Back to: ECONOMICS, FINANCE, & ACCOUNTING
Narrow Basis Definition
A narrow basis describes the proximity or convergence between the spot price of a commodity and the price of that same commodity in a futures contract. In a futures contract, the price for a commodity is set at a future date. The present price of a commodity is its spot price. When the spot price is close to the price in the futures contract or when they vary only at a little rate, a narrow basis has occurred. Efficiency and liquidity in market can be gauged using the narrow basis.
A Little More on What is a Narrow Basis
Simply put, a narrow basis is determined by the difference between the spot price and the futures contract price. This term is used for accounting purposes, especially in the investment or security market. In investment market, a narrow basis is often considered as a small spread between a futures contract price and spot price of a commodity.
In a liquid or an efficient market, a convergence should occur between the spot price of commodity and the futures contract price. This means that both prices must be the same as at the time the agreement expires. The formula for determining a narrow basis is;
Basis = futures contract price – spot delivery price.
Under perfect market conditions, the spot price should be equal to the futures contract price in such a way that the seller makes no more gain than what he would have made in the open market and the buyer does not pay less that the amount he would have paid for the security in an open market.
However, due to the fact that prices are sometimes controlled by forces beyond market participants, narrow basis is not guaranteed at all times. When there are imperfect and uncertain market conditions, narrow basis is unlikely to occur. In situations like this, participants of futures contracts leverage on arbitrage opportunities.

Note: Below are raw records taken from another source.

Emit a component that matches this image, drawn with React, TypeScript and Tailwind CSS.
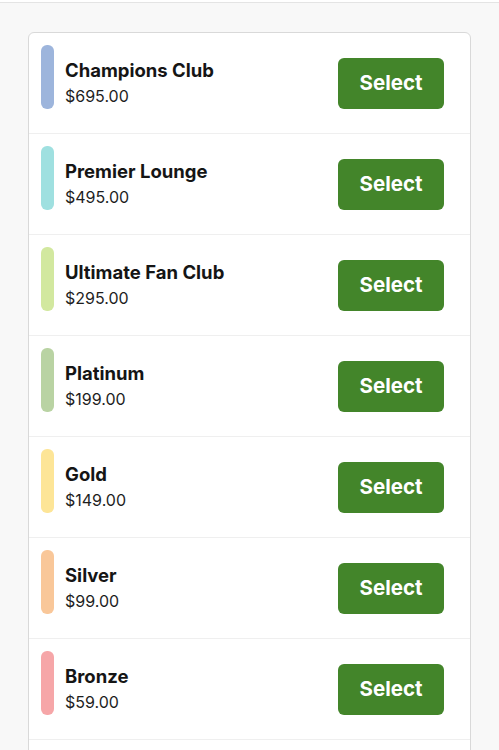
const tiers = [
  { name: "Champions Club", price: "$695.00", color: "bg-[#9db5dc]" },
  { name: "Premier Lounge", price: "$495.00", color: "bg-[#9fe0e0]" },
  { name: "Ultimate Fan Club", price: "$295.00", color: "bg-[#d2e89f]" },
  { name: "Platinum", price: "$199.00", color: "bg-[#b9d3a3]" },
  { name: "Gold", price: "$149.00", color: "bg-[#fde597]" },
  { name: "Silver", price: "$99.00", color: "bg-[#f9c799]" },
  { name: "Bronze", price: "$59.00", color: "bg-[#f6a6a8]" },
];

function TierRow({ name, price, color }: { name: string; price: string; color: string }) {
  return (
    <div className="flex h-[101px] shrink-0 items-center justify-between border-b border-[#efefef] pl-[12px] pr-[26px]">
      <div className="flex items-start gap-[11px] self-start pt-3">
        <div className={`h-16 w-[13px] rounded-md ${color}`} />
        <div className="pt-[13px]">
          <div className="text-[18.5px] font-bold leading-6 text-[#151515]">{name}</div>
          <div className="mt-[2px] text-[16px] leading-6 text-[#1e1e1e]">{price}</div>
        </div>
      </div>
      <button className="mt-[1px] flex h-[51px] w-[106px] items-center justify-center rounded-md bg-[#43852a] text-[20.5px] font-bold text-white">
        Select
      </button>
    </div>
  );
}

export default function App() {
  return (
    <div
      className="h-[750px] overflow-hidden bg-[#f8f8f8]"
      style={{ fontFamily: "Inter, 'Noto Sans', sans-serif" }}
    >
      <div className="h-[3px] border-b border-[#e4e4e4] bg-white" />
      <div className="px-[28px] pt-[29px]">
        <div className="flex flex-col overflow-hidden rounded-md border border-[#d9d9d9] bg-white">
          {tiers.map((t) => (
            <TierRow key={t.name} {...t} />
          ))}
          <div className="h-[60px]" />
        </div>
      </div>
    </div>
  );
}
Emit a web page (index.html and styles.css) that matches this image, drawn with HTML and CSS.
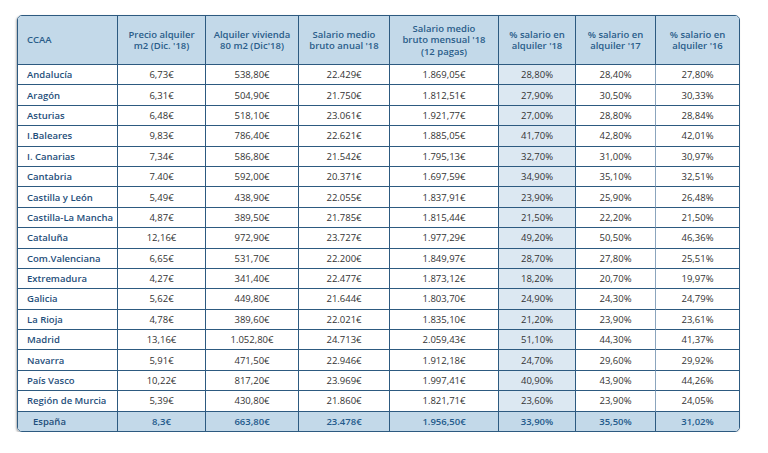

Example of a Narrowing Basis
If the spot price for cotton in the open market is $3 as at January 2015 and Jack and Bill enter a futures contract to trade cotton at a future date, January 2016 was set as the expiration date. Given certain market conditions and forces, such as demand and supply, cotton is forecasted to increase from $3 in January 2015 to $4.5 in January 2016. All things equal, if a relative spread occur between the spot price of cotton and the price in the futures contract, in which the prices converge, there is narrow basis.